A Brief History

The Tortworth Estate has been the ancestral home of the Ducie family for some 350 years. The first mention of the family's residence at Tortworth was when the property was conveyed to Sir Robert Ducie, Bt., in 1620. He was an Alderman and Sheriff of London and eventually Lord Mayor in 1631, descended from the ancient family of Ducies of Staffordshire. His son, Richard, succeeded in 1637 and history tells us that his adherence to the Royal cause and the active part he took against Cromwell led to him being taken prisoner whilst serving as High Sheriff of Gloucestershire. Apparently, he got off with a fine of £846. 14s. 0d! In 1660 he died unmarried and the Estates passed to his brother William, who was made a Knight of the Bath at the coronation of Charles II and created Viscount Down in the Kindom of Ireland. He also died childless and so the Manor passed to a relation, Matthew Ducie Moreton, descended from the family of Moretons, also of Staffordshire. This remains the family name until this date.

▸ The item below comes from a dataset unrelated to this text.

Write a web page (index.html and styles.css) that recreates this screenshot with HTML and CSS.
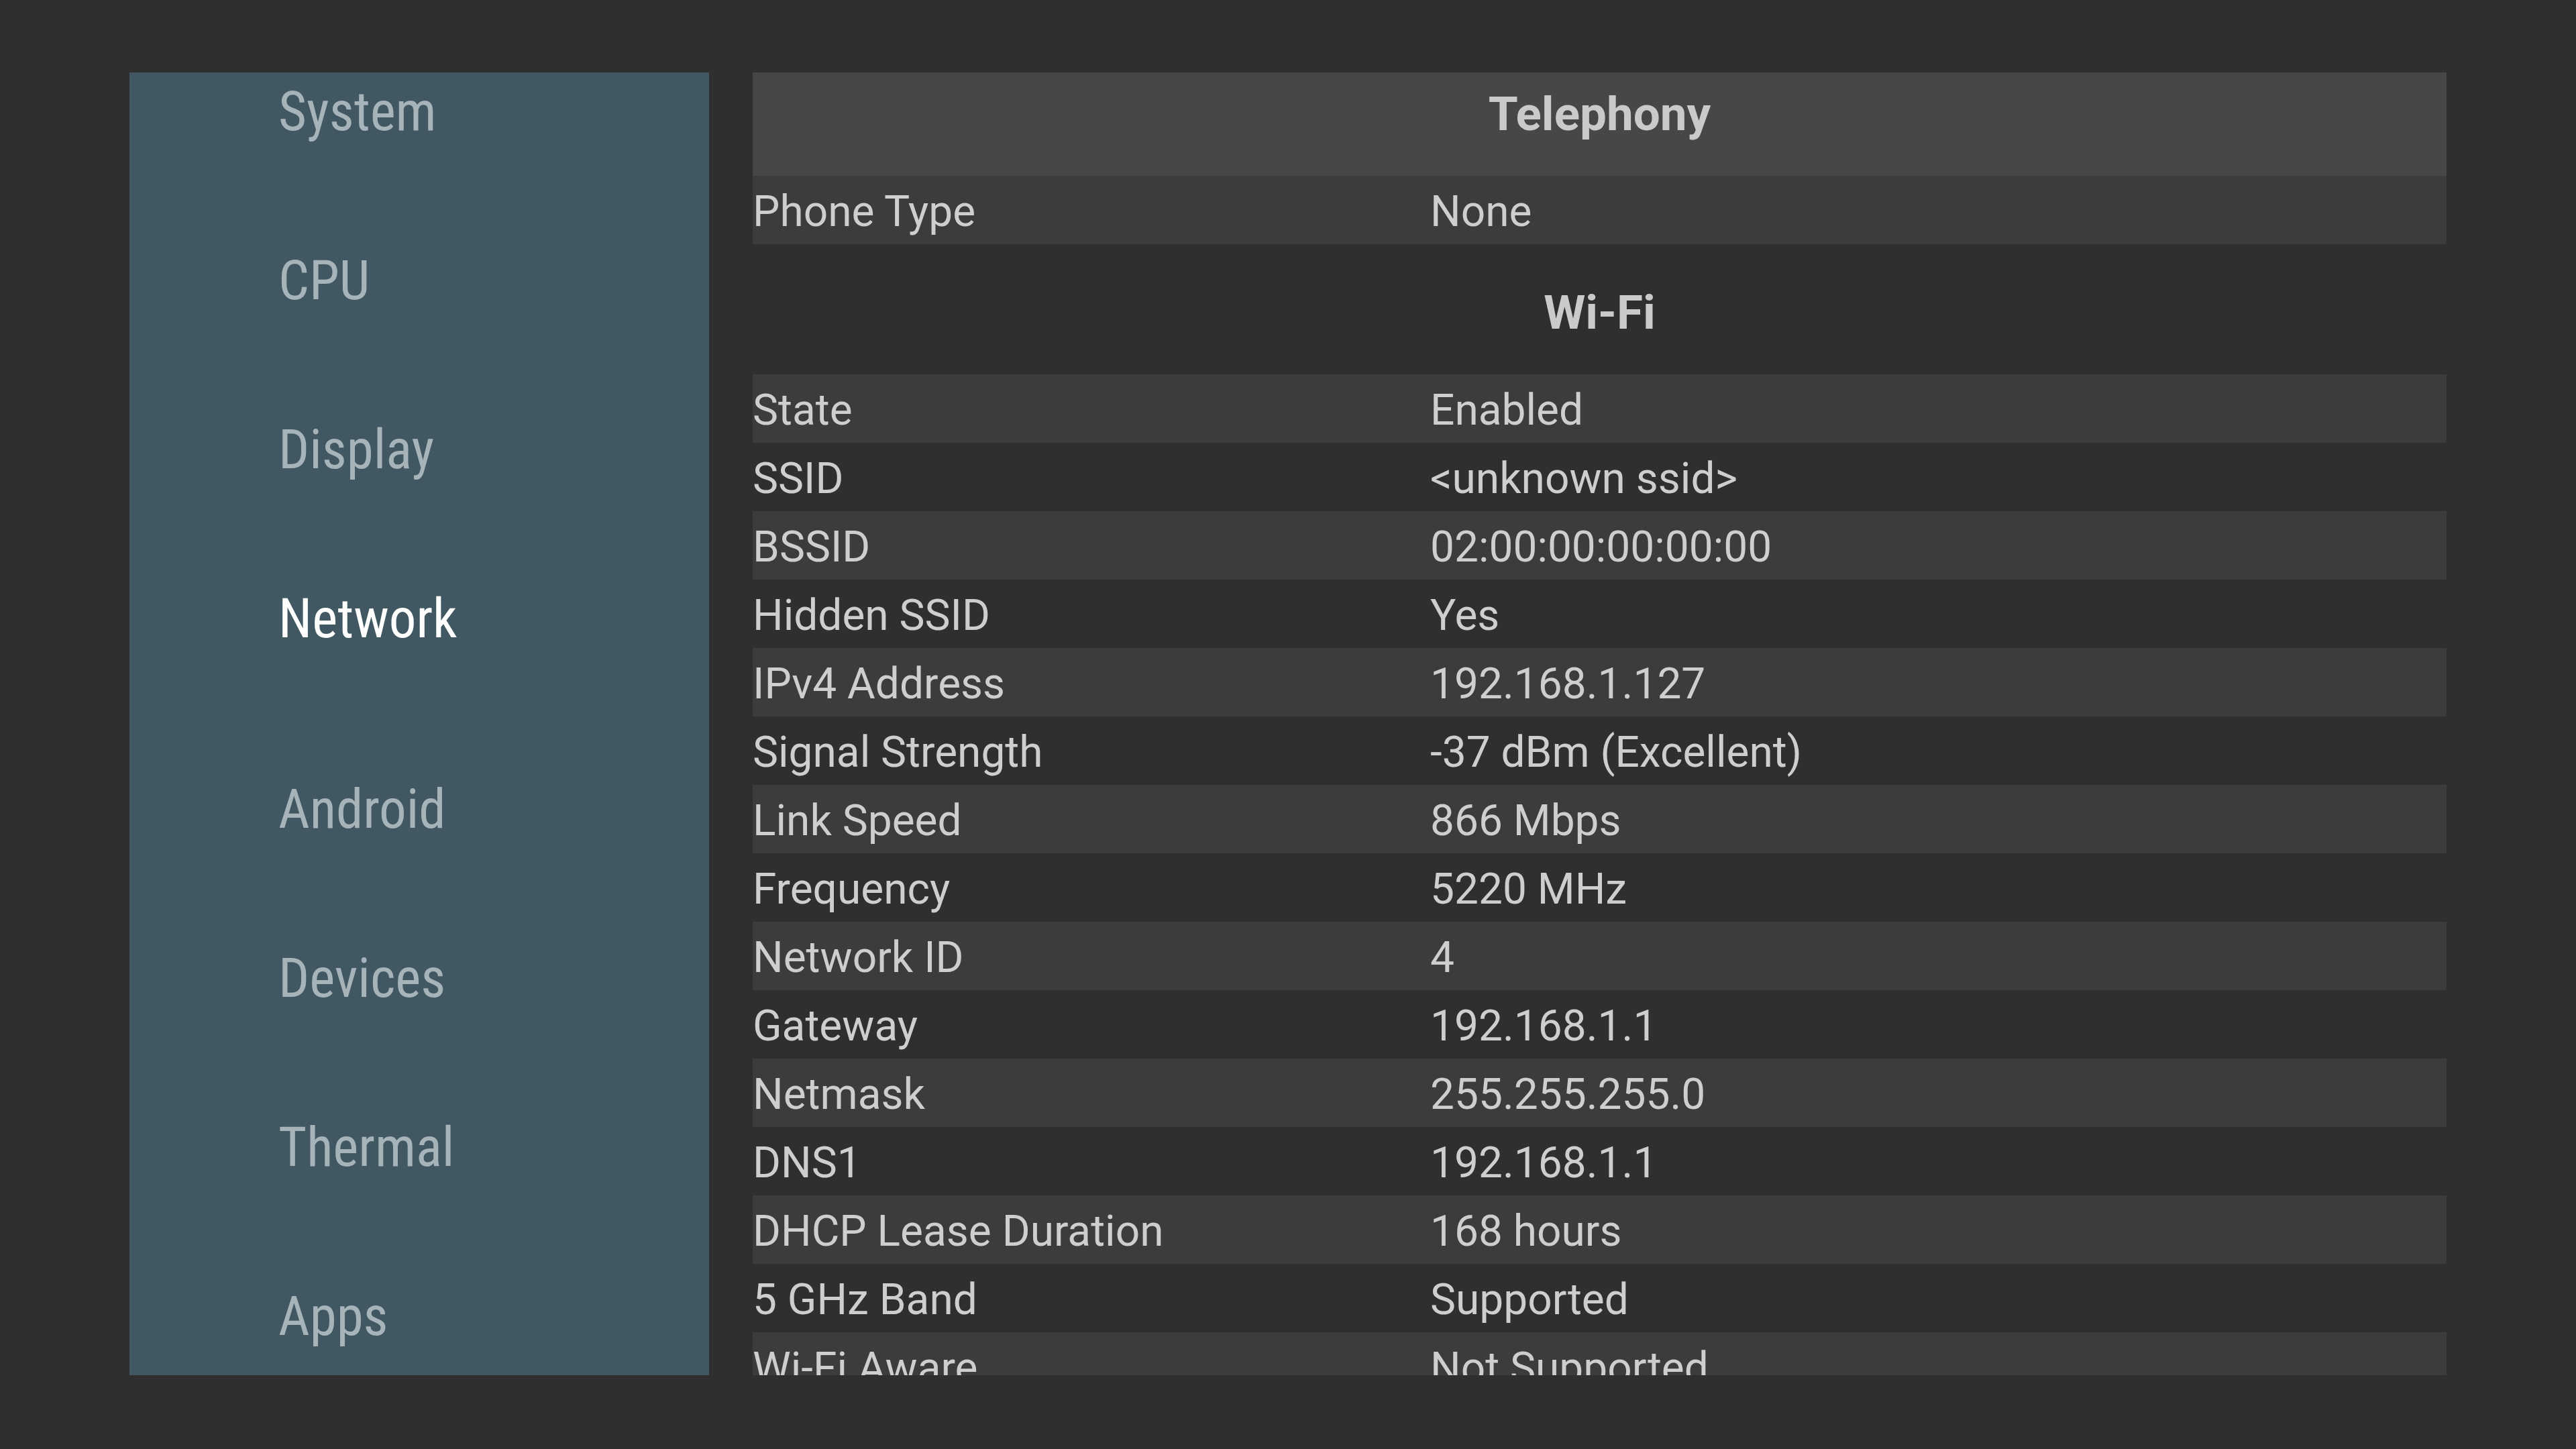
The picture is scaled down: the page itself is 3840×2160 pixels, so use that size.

In 1720, Matthew was created Lord Ducie, Baron of Moreton. He left a son, also names Matthew, who become 1st Baron Ducie, and who in 1763 was created Baron Ducie of Tortworth. When he died in 1770, the Barony was passed to his nephew, Thomas Reynolds, who became 2nd Baron Ducie of Tortworth. He died in 1785 and the Estates and title passed to his brother, Francis Reynolds, who became 3rd Baron Ducie. His son, Thomas, 4th Baron Ducie, was also created Earl of Ducie in 1837. He married the daughter of the First Earl of Carnarvon and was in due course succeeded by his son, Henry George Francis in 1840. The 2nd Earl died in 1853 and was succeeded by his son, Henry John, who achieved much and lived to a great age. He was in his time Lord Lieutenant of Gloucestershire, Captain of the Yeoman of the Guard and Lord Warden of The Stannaries. He died in 1921.

Unfortunately, his son, Lord Moreton, had pre-deceased him and so the title passed to his brother, Berkeley Basil, who had been farming in Australia since 1855, but who had also held a number of Government posts there. He died in 1924 and was succeeded by his son, Capel Henry Berkeley, 5th Earl of Ducie. He also had been farming in Australia for many years, and during his earldom was resident partly at Tortworth and partly in Australia. He died in Australia in 1952 and as he had no issue, the title passed to his nephew, Basil Howard Moreton, the 6th Earl of Ducie. He, too, had been farming in Queensland but, upon inheriting the title and the Estate, returned to Tortworth and became actively engaged in its management. The 6th Earl died in 1991 and was succeeded by his son, David Moreton, the 7th Earl of Ducie, who farms actively on the Estate and is Chairman of the Estate Company, which is owned by the three brothers. His two younger brothers, the Hon Douglas Moreton and the Hon. Robert Moreton, who are both tenants on the Estate and the Hon. Robert Moreton is also Company Secretary.

Originally, the family owned other estates but, over the years, there has been a reduction in the Estate holdings. The Estate consists of approximately 4000 acres and the freeholds of a number of leasehold properties in Manchester. There are 15 farms on the Tortworth Estate, together with about 60 residential cottages in the villages of Tortworth, Cromhall, and Falfield. There are one or two unusual properties owned, such as Cromhall Village Hall and Tortworth School. The policy has been to maintain the Estate on traditional lines and this is achieved with a team of 14 employees consisting of administrative staff, building maintenance staff, in-hand farm staff and woodland staff.